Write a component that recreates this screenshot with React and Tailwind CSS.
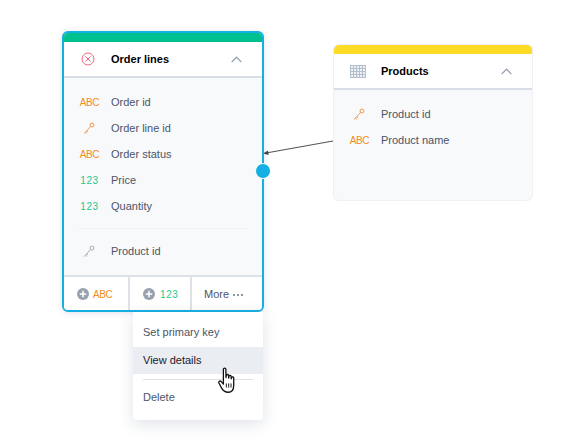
const KeyIcon = ({ color = "#f2994a" }) => (
  <svg className="-ml-[2px]" width="12" height="13" viewBox="0 0 12 13" fill="none" stroke={color} strokeWidth="1">
    <circle cx="9" cy="3" r="2" />
    <path d="M7.6 4.4 L1.2 11.6 M2.4 10.2 L3.8 11.4 M3.8 8.8 L5 10" />
  </svg>
)

const TableIcon = () => (
  <svg width="16" height="13" viewBox="0 0 16 13" fill="none" stroke="#b4bfcc" strokeWidth="1">
    <rect x="0.5" y="0.5" width="15" height="12" fill="#eef1f5" />
    <path d="M0.5 3.5H15.5M0.5 6.5H15.5M0.5 9.5H15.5M3.5 0.5V12.5M6.5 0.5V12.5M9.5 0.5V12.5M12.5 0.5V12.5" />
  </svg>
)

const Chevron = () => (
  <svg width="11" height="7" viewBox="0 0 11 7" fill="none" stroke="#9aa5b1" strokeWidth="1.3">
    <path d="M0.7 6 L5.5 1.2 L10.3 6" />
  </svg>
)

const ErrorIcon = () => (
  <svg width="14" height="14" viewBox="0 0 14 14" fill="none" stroke="#f0647c" strokeWidth="1">
    <circle cx="7" cy="7" r="6" />
    <path d="M4.4 4.4 L9.6 9.6 M9.6 4.4 L4.4 9.6" />
  </svg>
)

const PlusIcon = () => (
  <svg width="12" height="12" viewBox="0 0 12 12">
    <circle cx="6" cy="6" r="6" fill="#98a2ae" />
    <path d="M6 2.8V9.2M2.8 6H9.2" stroke="#fff" strokeWidth="1.5" />
  </svg>
)

const Hand = () => (
  <svg width="19" height="27" viewBox="0 0 16 23" fill="#fff" stroke="#111" strokeWidth="1.1" strokeLinejoin="round">
    <path d="M4.5 2 C4.5 0.6 6.6 0.6 6.6 2 L6.7 9 L7 7.2 C7.2 6 8.9 6.2 8.9 7.4 L9 9.4 L9.3 7.8 C9.5 6.8 11.1 7 11.1 8.2 L11.2 10 L11.5 9 C11.8 8 13.3 8.3 13.3 9.4 L13.3 15.5 C13.3 19 12 21.5 8.6 21.5 C5.5 21.5 4.3 20.4 3 18 L0.7 13.6 C0.1 12.4 1.7 11.3 2.7 12.5 L4.5 14.6 Z" />
    <path d="M7 14V17.5M9 14V17.5M11 14V17.5" strokeWidth="0.8" />
  </svg>
)

const Abc = () => <span className="text-[10px] tracking-[-0.4px] text-[#f28c1a]">ABC</span>
const Num = () => <span className="text-[10px] tracking-[0.6px] text-[#1fc791]">123</span>

const Row = ({ icon, children }) => (
  <div className="flex h-[26px] items-center">
    <div className="flex w-[47px] justify-center pl-[4px]">{icon}</div>
    <span className="text-[11px] text-[#4a5568]">{children}</span>
  </div>
)

const Header = ({ icon, title }) => (
  <div className="flex h-[36px] items-center border-b-2 border-[#d9dee6] bg-white">
    <div className="flex w-[47px] justify-center pl-[1px]">{icon}</div>
    <span className="flex-1 text-[11px] font-bold text-black">{title}</span>
    <div className="mr-[20px] flex">
      <Chevron />
    </div>
  </div>
)

export default function App() {
  return (
    <div className="relative h-[448px] w-[578px] overflow-hidden bg-white font-['Liberation_Sans',Arial,sans-serif]">
      {/* connector */}
      <svg className="absolute left-[260px] top-[135px]" width="80" height="25" viewBox="0 0 80 25" fill="none">
        <path d="M73 6 L6 18" stroke="#555" strokeWidth="1.1" />
        <path d="M3 18.5 L8 15.5 L8.6 20 Z" fill="#444" />
      </svg>

      {/* Order lines */}
      <div className="absolute left-[62px] top-[31px] flex h-[281px] w-[202px] flex-col overflow-hidden rounded-[6px] border-2 border-[#14afe3] bg-[#f8f9fb] shadow-[0_1px_6px_rgba(90,110,140,0.2)]">
        <div className="h-[9px] bg-[#00c08f]" />
        <Header icon={<ErrorIcon />} title="Order lines" />
        <div className="flex flex-1 flex-col pt-[11px]">
          <Row icon={<Abc />}>Order id</Row>
          <Row icon={<KeyIcon />}>Order line id</Row>
          <Row icon={<Abc />}>Order status</Row>
          <Row icon={<Num />}>Price</Row>
          <Row icon={<Num />}>Quantity</Row>
          <div className="mx-[14px] my-[9px] h-px bg-[#f0f1f4]" />
          <Row icon={<KeyIcon color="#a4adb8" />}>Product id</Row>
        </div>
        <div className="flex h-[35px] border-t-2 border-[#dde1e8] bg-white">
          <div className="flex w-[66px] items-center gap-[4px] border-r-2 border-[#dde1e8] pl-[13px] pt-[1px]">
            <PlusIcon />
            <Abc />
          </div>
          <div className="flex w-[62px] items-center gap-[5px] border-r-2 border-[#dde1e8] pl-[13px] pt-[1px]">
            <PlusIcon />
            <Num />
          </div>
          <div className="flex flex-1 items-center gap-[4px] pl-3 pt-[2px] text-[11px] text-[#4a5568]">
            More
            <span className="flex gap-[2px]">
              <i className="h-[2px] w-[2px] bg-[#8d97a3]" />
              <i className="h-[2px] w-[2px] bg-[#8d97a3]" />
              <i className="h-[2px] w-[2px] bg-[#8d97a3]" />
            </span>
          </div>
        </div>
      </div>

      {/* port */}
      <div className="absolute left-[255px] top-[163px] h-4 w-4 rounded-full border border-white bg-[#14afe3]" />

      {/* Products */}
      <div className="absolute left-[333px] top-[44px] flex h-[157px] w-[200px] flex-col overflow-hidden rounded-[6px] border border-[#eef0f4] bg-[#f8f9fb]">
        <div className="h-[9px] bg-[#fddb26]" />
        <Header icon={<TableIcon />} title="Products" />
        <div className="pt-[11px]">
          <Row icon={<KeyIcon />}>Product id</Row>
          <Row icon={<Abc />}>Product name</Row>
        </div>
      </div>

      {/* menu */}
      <div className="absolute left-[133px] top-[312px] h-[108px] w-[130px] rounded-b-[4px] bg-white shadow-[0_4px_16px_rgba(90,110,140,0.2)]">
        <div className="flex h-[35px] items-center pl-[10px] pt-[6px] text-[11px] text-[#4a5568]">Set primary key</div>
        <div className="flex h-[27px] items-center bg-[#eaedf1] pl-[10px] text-[11px] text-[#1a202c]">View details</div>
        <div className="mx-[10px] mt-[5px] h-px bg-[#dfe3e9]" />
        <div className="flex h-[35px] items-center pl-[10px] text-[11px] text-[#4a5568]">Delete</div>
      </div>

      <div className="absolute left-[218px] top-[367px]">
        <Hand />
      </div>
    </div>
  )
}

——

Task objective: Transcribe the listing in full. Omit the pictures and keep every line exact.

Output below:
Write a component that recreates this screenshot with React and Tailwind CSS.
const KeyIcon = ({ color = "#f2994a" }) => (
  <svg className="-ml-[2px]" width="12" height="13" viewBox="0 0 12 13" fill="none" stroke={color} strokeWidth="1">
    <circle cx="9" cy="3" r="2" />
    <path d="M7.6 4.4 L1.2 11.6 M2.4 10.2 L3.8 11.4 M3.8 8.8 L5 10" />
  </svg>
)

const TableIcon = () => (
  <svg width="16" height="13" viewBox="0 0 16 13" fill="none" stroke="#b4bfcc" strokeWidth="1">
    <rect x="0.5" y="0.5" width="15" height="12" fill="#eef1f5" />
    <path d="M0.5 3.5H15.5M0.5 6.5H15.5M0.5 9.5H15.5M3.5 0.5V12.5M6.5 0.5V12.5M9.5 0.5V12.5M12.5 0.5V12.5" />
  </svg>
)

const Chevron = () => (
  <svg width="11" height="7" viewBox="0 0 11 7" fill="none" stroke="#9aa5b1" strokeWidth="1.3">
    <path d="M0.7 6 L5.5 1.2 L10.3 6" />
  </svg>
)

const ErrorIcon = () => (
  <svg width="14" height="14" viewBox="0 0 14 14" fill="none" stroke="#f0647c" strokeWidth="1">
    <circle cx="7" cy="7" r="6" />
    <path d="M4.4 4.4 L9.6 9.6 M9.6 4.4 L4.4 9.6" />
  </svg>
)

const PlusIcon = () => (
  <svg width="12" height="12" viewBox="0 0 12 12">
    <circle cx="6" cy="6" r="6" fill="#98a2ae" />
    <path d="M6 2.8V9.2M2.8 6H9.2" stroke="#fff" strokeWidth="1.5" />
  </svg>
)

const Hand = () => (
  <svg width="19" height="27" viewBox="0 0 16 23" fill="#fff" stroke="#111" strokeWidth="1.1" strokeLinejoin="round">
    <path d="M4.5 2 C4.5 0.6 6.6 0.6 6.6 2 L6.7 9 L7 7.2 C7.2 6 8.9 6.2 8.9 7.4 L9 9.4 L9.3 7.8 C9.5 6.8 11.1 7 11.1 8.2 L11.2 10 L11.5 9 C11.8 8 13.3 8.3 13.3 9.4 L13.3 15.5 C13.3 19 12 21.5 8.6 21.5 C5.5 21.5 4.3 20.4 3 18 L0.7 13.6 C0.1 12.4 1.7 11.3 2.7 12.5 L4.5 14.6 Z" />
    <path d="M7 14V17.5M9 14V17.5M11 14V17.5" strokeWidth="0.8" />
  </svg>
)

const Abc = () => <span className="text-[10px] tracking-[-0.4px] text-[#f28c1a]">ABC</span>
const Num = () => <span className="text-[10px] tracking-[0.6px] text-[#1fc791]">123</span>

const Row = ({ icon, children }) => (
  <div className="flex h-[26px] items-center">
    <div className="flex w-[47px] justify-center pl-[4px]">{icon}</div>
    <span className="text-[11px] text-[#4a5568]">{children}</span>
  </div>
)

const Header = ({ icon, title }) => (
  <div className="flex h-[36px] items-center border-b-2 border-[#d9dee6] bg-white">
    <div className="flex w-[47px] justify-center pl-[1px]">{icon}</div>
    <span className="flex-1 text-[11px] font-bold text-black">{title}</span>
    <div className="mr-[20px] flex">
      <Chevron />
    </div>
  </div>
)

export default function App() {
  return (
    <div className="relative h-[448px] w-[578px] overflow-hidden bg-white font-['Liberation_Sans',Arial,sans-serif]">
      {/* connector */}
      <svg className="absolute left-[260px] top-[135px]" width="80" height="25" viewBox="0 0 80 25" fill="none">
        <path d="M73 6 L6 18" stroke="#555" strokeWidth="1.1" />
        <path d="M3 18.5 L8 15.5 L8.6 20 Z" fill="#444" />
      </svg>

      {/* Order lines */}
      <div className="absolute left-[62px] top-[31px] flex h-[281px] w-[202px] flex-col overflow-hidden rounded-[6px] border-2 border-[#14afe3] bg-[#f8f9fb] shadow-[0_1px_6px_rgba(90,110,140,0.2)]">
        <div className="h-[9px] bg-[#00c08f]" />
        <Header icon={<ErrorIcon />} title="Order lines" />
        <div className="flex flex-1 flex-col pt-[11px]">
          <Row icon={<Abc />}>Order id</Row>
          <Row icon={<KeyIcon />}>Order line id</Row>
          <Row icon={<Abc />}>Order status</Row>
          <Row icon={<Num />}>Price</Row>
          <Row icon={<Num />}>Quantity</Row>
          <div className="mx-[14px] my-[9px] h-px bg-[#f0f1f4]" />
          <Row icon={<KeyIcon color="#a4adb8" />}>Product id</Row>
        </div>
        <div className="flex h-[35px] border-t-2 border-[#dde1e8] bg-white">
          <div className="flex w-[66px] items-center gap-[4px] border-r-2 border-[#dde1e8] pl-[13px] pt-[1px]">
            <PlusIcon />
            <Abc />
          </div>
          <div className="flex w-[62px] items-center gap-[5px] border-r-2 border-[#dde1e8] pl-[13px] pt-[1px]">
            <PlusIcon />
            <Num />
          </div>
          <div className="flex flex-1 items-center gap-[4px] pl-3 pt-[2px] text-[11px] text-[#4a5568]">
            More
            <span className="flex gap-[2px]">
              <i className="h-[2px] w-[2px] bg-[#8d97a3]" />
              <i className="h-[2px] w-[2px] bg-[#8d97a3]" />
              <i className="h-[2px] w-[2px] bg-[#8d97a3]" />
            </span>
          </div>
        </div>
      </div>

      {/* port */}
      <div className="absolute left-[255px] top-[163px] h-4 w-4 rounded-full border border-white bg-[#14afe3]" />

      {/* Products */}
      <div className="absolute left-[333px] top-[44px] flex h-[157px] w-[200px] flex-col overflow-hidden rounded-[6px] border border-[#eef0f4] bg-[#f8f9fb]">
        <div className="h-[9px] bg-[#fddb26]" />
        <Header icon={<TableIcon />} title="Products" />
        <div className="pt-[11px]">
          <Row icon={<KeyIcon />}>Product id</Row>
          <Row icon={<Abc />}>Product name</Row>
        </div>
      </div>

      {/* menu */}
      <div className="absolute left-[133px] top-[312px] h-[108px] w-[130px] rounded-b-[4px] bg-white shadow-[0_4px_16px_rgba(90,110,140,0.2)]">
        <div className="flex h-[35px] items-center pl-[10px] pt-[6px] text-[11px] text-[#4a5568]">Set primary key</div>
        <div className="flex h-[27px] items-center bg-[#eaedf1] pl-[10px] text-[11px] text-[#1a202c]">View details</div>
        <div className="mx-[10px] mt-[5px] h-px bg-[#dfe3e9]" />
        <div className="flex h-[35px] items-center pl-[10px] text-[11px] text-[#4a5568]">Delete</div>
      </div>

      <div className="absolute left-[218px] top-[367px]">
        <Hand />
      </div>
    </div>
  )
}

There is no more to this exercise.